Loretta Breuning, author of Habits Of A Happy Brain, explains that ‘the human brain is attracted to troubling information because it’s programmed to detect threats, not to overlook them. This can make it hard for us to ignore the negatives and seek out the positives around us. Our brain is predisposed to go negative, and the news we consume reflects this.’
Have you ever had a conversation with someone that consumes a lot of news coverage? In my experience, these people commonly talk about and focus on negative situations that they hear on the news as if the world is ending. Yes, there’s crime, violence, political unrest and undoubtedly bad things happening all over the world including in our own country, cities and towns. But does constantly watching and focusing on it help our well-being? I argue that it doesn’t.
It’s a fact that bad news gets higher ratings and sells more papers than good news. In fact, most of the news reported on in mainstream media is almost entirely negative. From natural disasters to murders and other kinds of suffering, it seems the only natural conclusion of watching or reading mainstream news is that the world is a terrible place, and that it is getting worse every day. However, the reality is quite the opposite: most humans are inherently good and strive for peace and happiness.

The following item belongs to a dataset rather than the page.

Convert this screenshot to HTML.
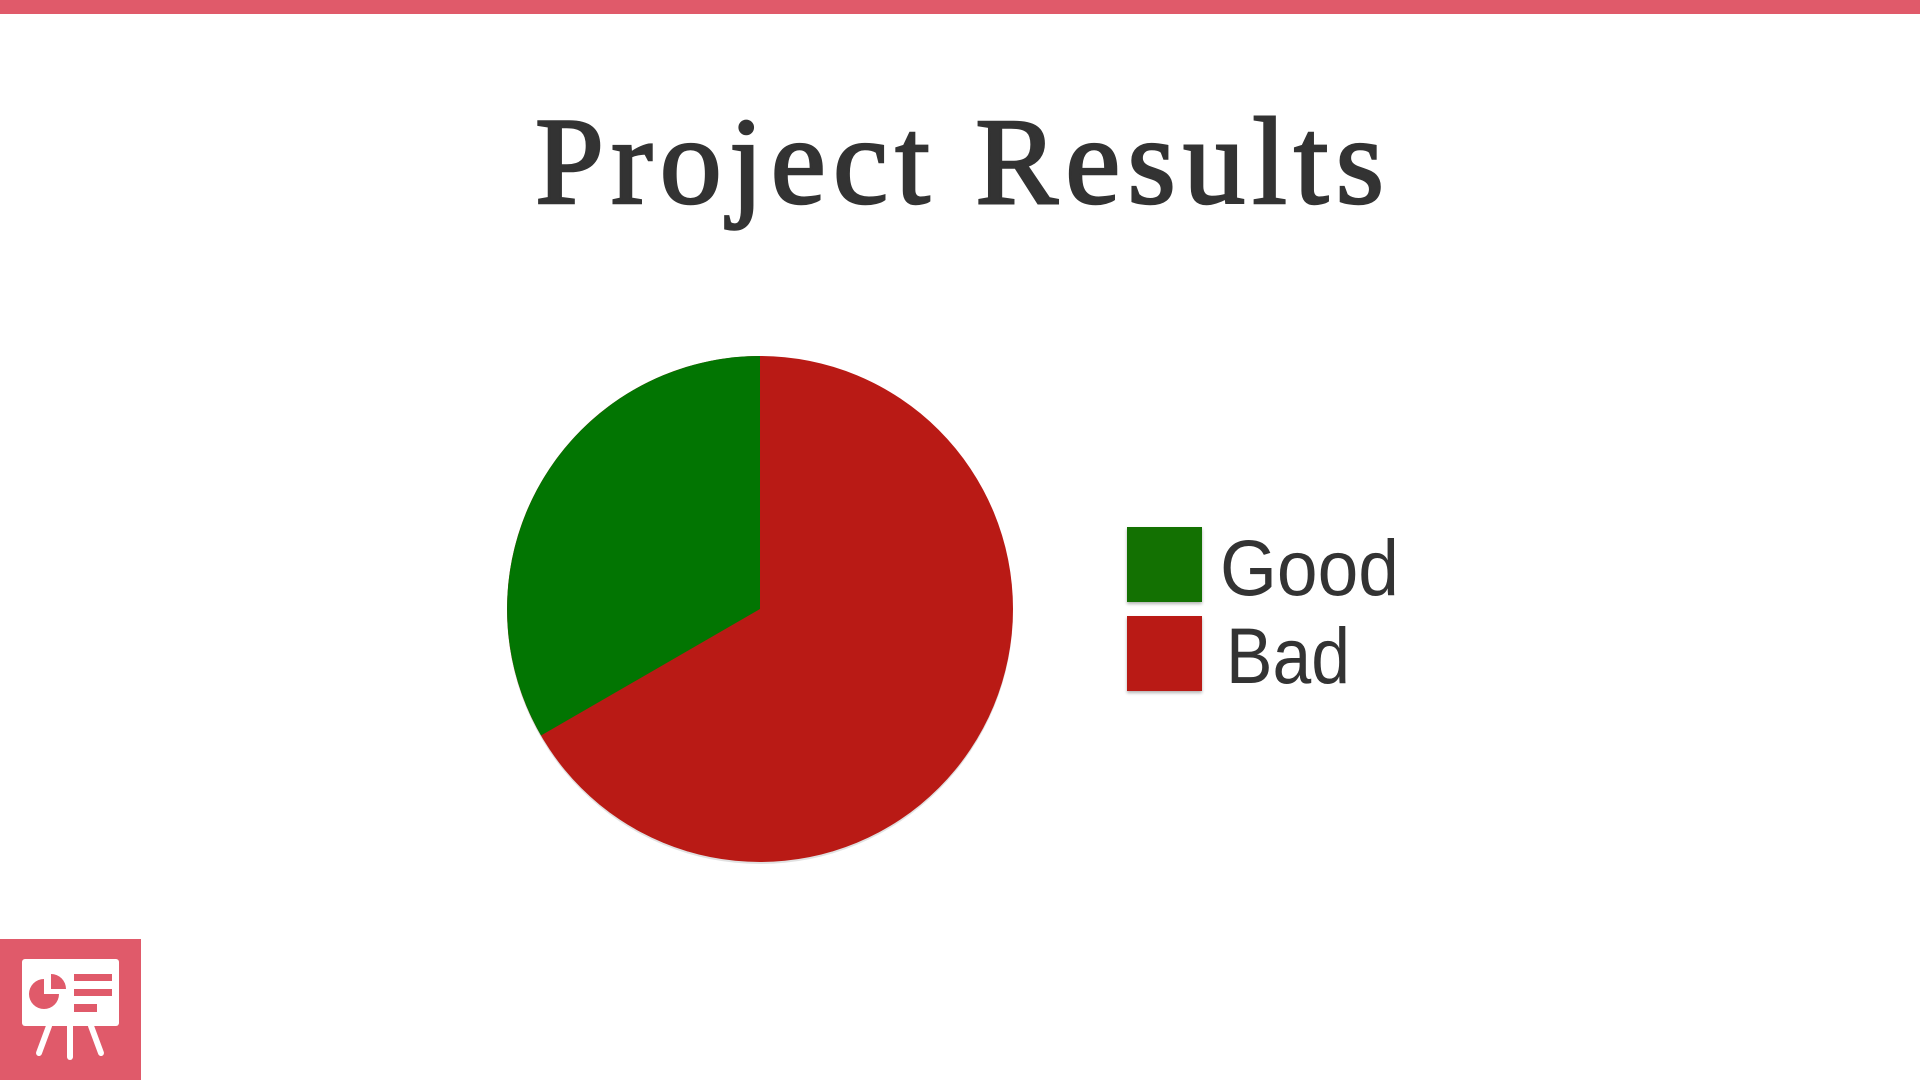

I recently listened to a TED talk by technologist JP Rangaswami who compared eating McDonald’s for 31 days, like in the movie ‘Supersize Me’ to watching Fox News for 31 days. In his talk Rangaswami compares mainstream news to fast food–cheap and unhealthy. He argues that there are much healthier types of information that we should consume.
There’s no doubt that there’s value in being well-informed, but watching the news too often can be detrimental to our health. I recommend changing your media diet and limiting your news consumption for a few weeks to see if you notice a difference. And at the very least, do not to watch the news before bed. Our goal should be to fill your minds with positive thoughts before laying it to rest for the night.